Buddy’s grave lies near a road that runs through the cemetery. A lone tree stands nearby. Beyond his grave looms a mammoth grain elevator with at least sixty silos. The original tombstone, an upright guitar, was stolen shortly after it was installed. The replacement stone lies flat against the earth and is more like a marker than a tombstone. The engraving is tasteful and appropriate—a Fender Stratocaster, some musical notes, and a few holly leaves. The inscription reads: “In loving memory of our own Buddy Holley—September 7, 1936–February 3, 1959.”

Restoring the “e” to his surname—Holley—seems at first an odd denial of Buddy’s fame as the rock star Buddy Holly. But it is consistent with the attitude that prideful and pious Texans had always taken toward him. The church had rejected his music and the locals had remained impervious to his celebrity. In burying him as Buddy Holley, they now attempted to redeem him from the clutches of the devil’s music and reclaim him as “our own Buddy Holley.”

Part Three

Legend

Chapter Fifteen

The Days After

In the months following Buddy’s death, the CAB report laid the blame for the crash on pilot error but did little to prevent rumors of foul play, especially after Buddy’s pistol was discovered at the crash site.
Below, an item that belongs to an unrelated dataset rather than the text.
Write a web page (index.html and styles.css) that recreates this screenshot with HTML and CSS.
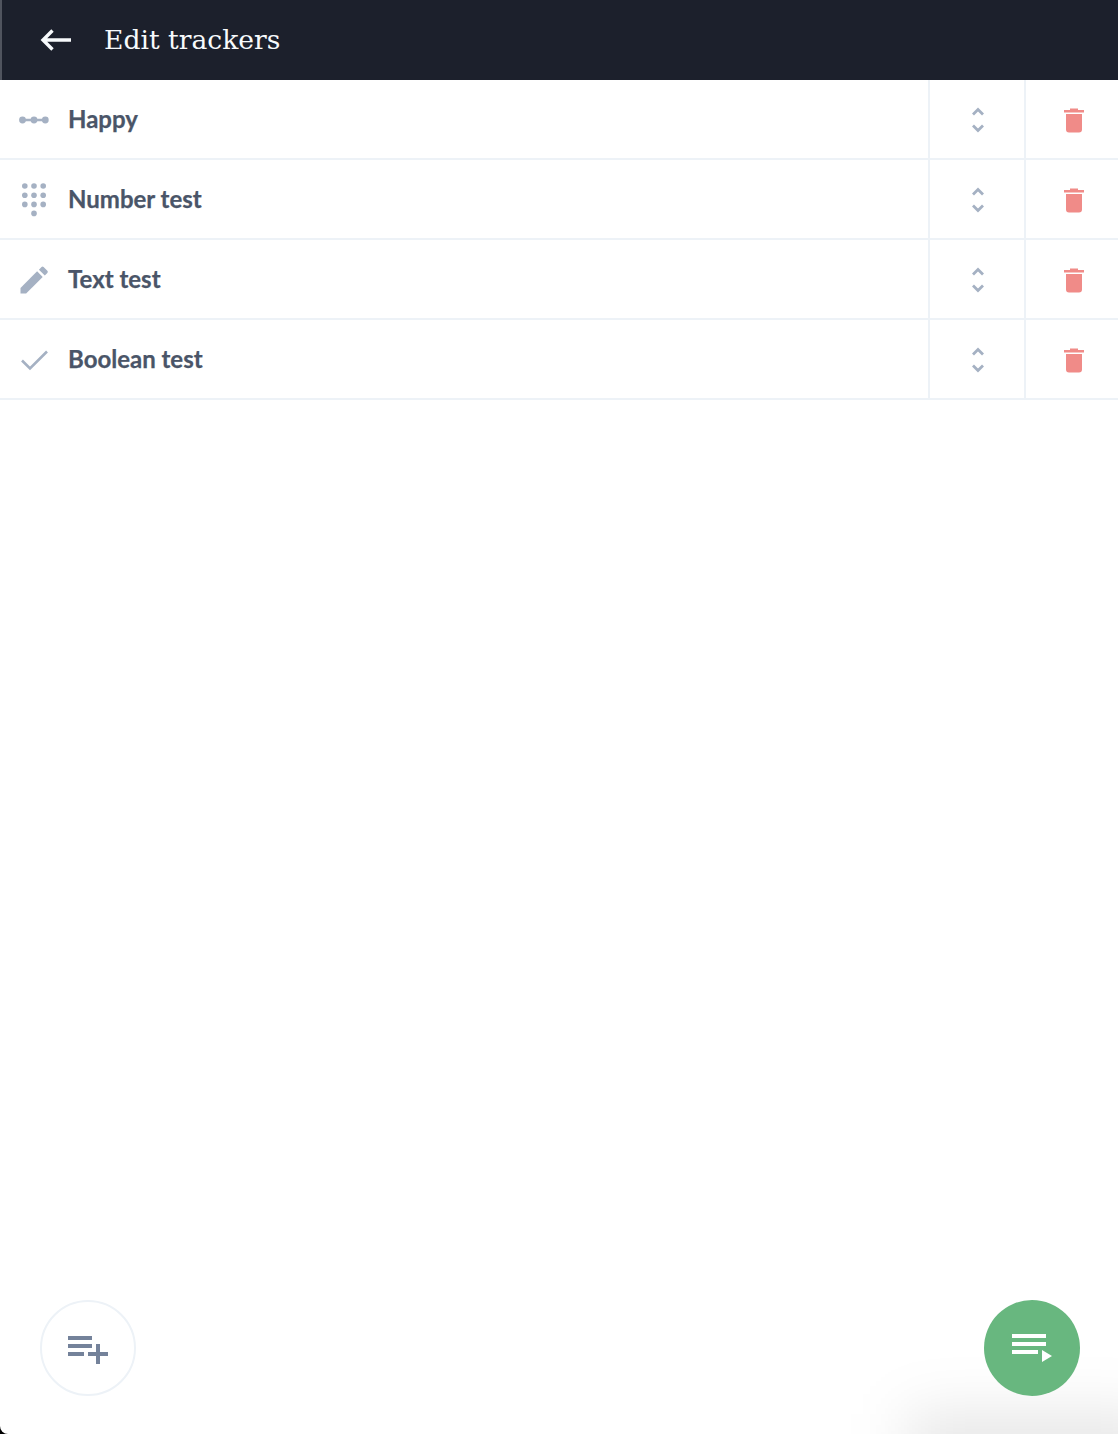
FILE: index.html
```html
<!doctype html>
<html>

<head>
    <meta charset="utf-8">
    <title>Edit trackers</title>
    <link rel="stylesheet" href="styles.css">
</head>

<body>
    <div class="page">
        <header class="topbar">
            <svg class="back" width="32" height="24" viewBox="0 0 32 24">
                <path d="M31 12H3.500M12.500 2.500L3 12l9.500 9.500" fill="none" stroke="#f7fafc" stroke-width="3.400" />
            </svg>
            <h1 class="title">Edit trackers</h1>
        </header>

        <ul class="trackers">
            <li class="row">
                <span class="kind">
                    <svg width="32" height="32" viewBox="0 0 32 32" fill="#a5b1c3">
                        <circle cx="4.500" cy="16" r="3.400" />
                        <circle cx="16" cy="16" r="3.400" />
                        <circle cx="27.300" cy="16" r="3.400" />
                        <rect x="5" y="14.750" width="22" height="2.500" />
                    </svg>
                </span>
                <span class="name">Happy</span>
                <span class="cell">
                    <svg width="14" height="26" viewBox="0 0 14 26" fill="none" stroke="#a5b1c3" stroke-width="2.800">
                        <path d="M2 7.500L7 2.500l5 5M2 18.500L7 23.500l5-5" />
                    </svg>
                </span>
                <span class="cell trash-cell">
                    <svg width="20" height="25" viewBox="0 0 20 25" fill="#f08b88">
                        <path d="M6 .500h8V2h6v2.500H0V2h6zM2 6h16v15.500a3 3 0 0 1-3 3H5a3 3 0 0 1-3-3z" />
                    </svg>
                </span>
            </li>
            <li class="row">
                <span class="kind">
                    <svg width="32" height="36" viewBox="0 0 32 36" fill="#a5b1c3">
                        <circle cx="6.800" cy="4" r="2.800" />
                        <circle cx="16" cy="4" r="2.800" />
                        <circle cx="25.200" cy="4" r="2.800" />
                        <circle cx="6.800" cy="13.200" r="2.800" />
                        <circle cx="16" cy="13.200" r="2.800" />
                        <circle cx="25.200" cy="13.200" r="2.800" />
                        <circle cx="6.800" cy="22.400" r="2.800" />
                        <circle cx="16" cy="22.400" r="2.800" />
                        <circle cx="25.200" cy="22.400" r="2.800" />
                        <circle cx="16" cy="31.400" r="2.800" />
                    </svg>
                </span>
                <span class="name">Number test</span>
                <span class="cell">
                    <svg width="14" height="26" viewBox="0 0 14 26" fill="none" stroke="#a5b1c3" stroke-width="2.800">
                        <path d="M2 7.500L7 2.500l5 5M2 18.500L7 23.500l5-5" />
                    </svg>
                </span>
                <span class="cell trash-cell">
                    <svg width="20" height="25" viewBox="0 0 20 25" fill="#f08b88">
                        <path d="M6 .500h8V2h6v2.500H0V2h6zM2 6h16v15.500a3 3 0 0 1-3 3H5a3 3 0 0 1-3-3z" />
                    </svg>
                </span>
            </li>
            <li class="row">
                <span class="kind">
                    <svg width="36" height="36" viewBox="0 0 24 24" fill="#a5b1c3">
                        <path d="M3 17.250V21h3.750L17.810 9.940l-3.750-3.750L3 17.250z" />
                        <path d="M20.900 7.300a1 1 0 0 0 0-1.400l-2.500-2.500a1 1 0 0 0-1.400 0l-1.700 1.700 3.900 3.900 1.700-1.700z" />
                    </svg>
                </span>
                <span class="name">Text test</span>
                <span class="cell">
                    <svg width="14" height="26" viewBox="0 0 14 26" fill="none" stroke="#a5b1c3" stroke-width="2.800">
                        <path d="M2 7.500L7 2.500l5 5M2 18.500L7 23.500l5-5" />
                    </svg>
                </span>
                <span class="cell trash-cell">
                    <svg width="20" height="25" viewBox="0 0 20 25" fill="#f08b88">
                        <path d="M6 .500h8V2h6v2.500H0V2h6zM2 6h16v15.500a3 3 0 0 1-3 3H5a3 3 0 0 1-3-3z" />
                    </svg>
                </span>
            </li>
            <li class="row">
                <span class="kind">
                    <svg width="32" height="32" viewBox="0 0 32 32" fill="none" stroke="#a5b1c3" stroke-width="2.600">
                        <path d="M4 16.500l8 8L29 7.500" />
                    </svg>
                </span>
                <span class="name">Boolean test</span>
                <span class="cell">
                    <svg width="14" height="26" viewBox="0 0 14 26" fill="none" stroke="#a5b1c3" stroke-width="2.800">
                        <path d="M2 7.500L7 2.500l5 5M2 18.500L7 23.500l5-5" />
                    </svg>
                </span>
                <span class="cell trash-cell">
                    <svg width="20" height="25" viewBox="0 0 20 25" fill="#f08b88">
                        <path d="M6 .500h8V2h6v2.500H0V2h6zM2 6h16v15.500a3 3 0 0 1-3 3H5a3 3 0 0 1-3-3z" />
                    </svg>
                </span>
            </li>
        </ul>

        <footer class="actions">
            <button class="fab fab-add">
                <svg width="40" height="28" viewBox="0 0 40 28" fill="#74829a">
                    <path d="M0 0h24v4H0zM0 8h24v4H0zM0 16h16v4H0zM20 16h8v-8h4v8h8v4h-8v8h-4v-8h-8z" />
                </svg>
            </button>
            <button class="fab fab-start">
                <svg width="40" height="28" viewBox="0 0 40 28" fill="#fff">
                    <path d="M0 0h34v4H0zM0 8h34v4H0zM0 16h26v4H0zM30 16l10 6-10 6z" />
                </svg>
            </button>
        </footer>
    </div>
</body>

</html>
```
FILE: styles.css
```css
html,
body {
    height: 100%;
    background: #000;
}

* {
    margin: 0;
    padding: 0;
    box-sizing: border-box;
}

.page {
    height: 100%;
    display: flex;
    flex-direction: column;
    position: relative;
    overflow: hidden;
    background: #fff;
    border-radius: 0 0 0 8px;
}

.page:after {
    content: "";
    position: absolute;
    right: -40px;
    bottom: -50px;
    width: 250px;
    height: 70px;
    background: rgba(0, 0, 0, 0.1);
    filter: blur(30px);
}

.topbar {
    height: 80px;
    flex: none;
    display: flex;
    align-items: center;
    padding-left: 38px;
    background: #1c202c;
    border-left: 2px solid #50545e;
}

.back {
    margin-right: 32px;
}

.title {
    margin-bottom: 2px;
    font-family: "DejaVu Serif", serif;
    font-size: 26.600px;
    font-weight: normal;
    color: #f7fafc;
}

.trackers {
    list-style: none;
    flex: 1;
}

.row {
    height: 80px;
    display: flex;
    align-items: stretch;
    border-bottom: 2px solid #edf2f7;
}

.kind {
    width: 68px;
    flex: none;
    display: flex;
    align-items: center;
    justify-content: center;
    padding-top: 2px;
}

.name {
    flex: 1;
    align-self: center;
    margin-bottom: 2px;
    font-family: Lato, sans-serif;
    font-size: 24px;
    font-weight: bold;
    color: #4a5568;
    -webkit-text-stroke: 0.25px #4a5568;
}

.cell {
    width: 96px;
    flex: none;
    display: flex;
    align-items: center;
    justify-content: center;
    padding: 2px 0 0 2px;
    border-left: 2px solid #edf2f7;
}

.trash-cell {
    width: 94px;
    padding-left: 4px;
}

.actions {
    position: absolute;
    left: 40px;
    right: 38px;
    bottom: 38px;
    display: flex;
    justify-content: space-between;
    z-index: 1;
}

.fab {
    width: 96px;
    height: 96px;
    border-radius: 50%;
    display: flex;
    align-items: center;
    justify-content: center;
    background: #fff;
    border: 2px solid #edf2f7;
}

.fab-add svg {
    margin-top: 4px;
}

.fab-start {
    background: #68b77f;
    border: none;
}
```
During spring thaw, farmer Albert Juhl, who was Delbert Juhl’s father, finally turned up the gun, according to the
Mason City Globe-Gazette,
“while cleaning small bits of wreckage out of his field in preparation for seeding it to pasture.” When the
Globe-Gazette
revealed that two of the chambers in the six-shot pistol were empty, rumors spread that the pilot had been shot. The paper attempted to allay such speculation by reporting that “there were no shells in the remaining two chambers nor were there any empty shell casings in them.” But a further complication set in when it was disclosed that the pistol had contained
no
bullets when the sheriff received it because Juhl had “fired all four bullets into the air when he found the pistol.” The plot thickened twenty years later, in 1979, when Griggs interviewed Sheriff Jerry Allen, who insisted that “only one shot had been fired by Albert Juhl.”